At what level of wealth is it worth splitting your assets between two or more wealth managers? I am asked this question time and again. As is almost always the case in finance, there is no simple answer to this question that is right for everyone. But there are concrete considerations you should make in this context. In this article, we want to highlight the relevant considerations and help you to find the answer for yourself.
Current Situation
According to the LGT Private Banking Report 2020 (unfortunately no more recent reports available), millionaires in Switzerland have an average of 2.3 banking relationships with which they have invested money. A third of Swiss millionaires have concentrated their funds with just one bank. Another third spread their investments across two banks and the remaining third across three or more. It can be assumed that clients with higher assets also have more banking relationships.
Satisfaction
Are you satisfied with your bank or independent wealth manager? Does your advisor understand your needs? Is the return commensurate with the agreed benchmark index and the competition? Does your wealth manager refrain from selling you their own products? If you can answer all these questions with a “yes”, there is hardly any reason to split your assets. You have made a good choice with your wealth manager.

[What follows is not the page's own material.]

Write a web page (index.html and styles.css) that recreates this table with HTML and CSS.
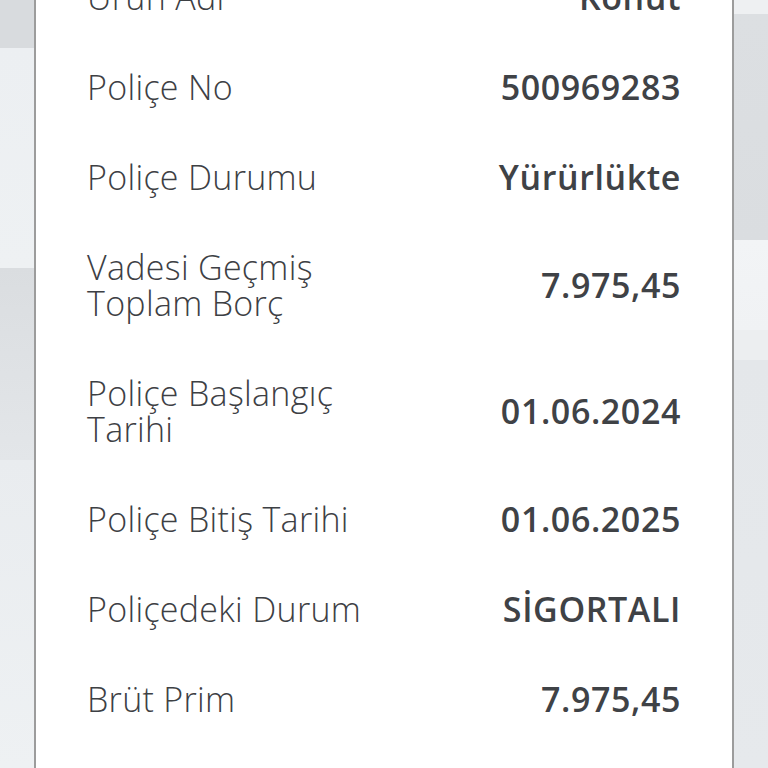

However, if you are dissatisfied with one of the above points or any other aspect of the services, it is worth challenging your wealth manager by reallocating a substantial portion of your assets. This will send a signal that you are not fully satisfied with the services, and you will see that your wealth manager will suddenly try to look after you as if you were a new client.
Costs
The more money you invest with a particular wealth manager, the more leverage you have when negotiating costs. If you place five million instead of one million, both the wealth management fee and the processing costs (transactions and custody fee) are significantly reduced. Of course, at first glance this may seem to argue against splitting your assets between two or more providers.
However, many banks and independent wealth managers achieve poor returns year after year. This can easily be 2% or more per year, which is lost compared to the average performance of market participants. So, if you pay a little more by splitting your assets with the “new” wealth manager, but he achieves a significantly higher return for you, the split is well worth it. The previous wealth manager, who knows that he is now in competition, will normally be wary of charging you higher fees, as he would lose the remaining goodwill.
Investment Amount
FinGuide generally recommends not investing less than CHF 500,000 with one provider. Below this amount, it is difficult to ensure good diversification without switching to investment funds. However, these increase the costs and therefore you should avoid these if possible. You should therefore only consider splitting your assets if you have a total investment amount of substantially more than one million francs. If your assets are less than this, there is only one solution if you are dissatisfied: change bank or independent wealth manager.
Does it make sense to divide your assets anyway once you reach a certain amount? Our answer is: yes. Where this amount lies is a matter of opinion. FinGuide recommends that from an investment amount of around CHF 5 to 10 million, you should always consider splitting your assets. The difference in costs is no longer substantial and if the providers know that they are in competition, experience has shown that they simply make more effort to satisfy you.
Holistic Advice
Customers rightly expect holistic advice from their bank or independent wealth manager. However, this is only possible if – in the case of divided assets – both providers know exactly what amount is invested with which strategy with the other provider. Secrecy is useless here and makes the advisors’ work more difficult. So disclose how you have invested your assets overall. There are various providers who can provide you with a consolidated overview of your investments with “competitors” and thus clearly show you your overall situation. The compilation of a consolidated view requires some effort which will be charged separately.
Security
The issue of security is generally only relevant for cash assets, as these are held on a bank’s balance sheet and are jeopardized in the event of bankruptcy. Deposit protection guarantees CHF100,000 per customer and bank. Custody assets, on the other hand, are independent of the bank balance sheet. Therefore, you do not increase the security of your assets by spreading them across two or more providers. Unless you permanently keep cash deposits of CHF 100,000, which we would not recommend.
Conclusion
Two thirds of Swiss private banking clients are already taking the opportunity to split their assets between two or more providers. This increases competition between providers, which in turn benefits customers. As an investor, you gain experience by splitting your assets and can better compare services. This also helps investors to identify “creative” explanations for poor performance. Asset allocation is also a way of finding a better provider and then concentrating your assets with them again if service and performance is right.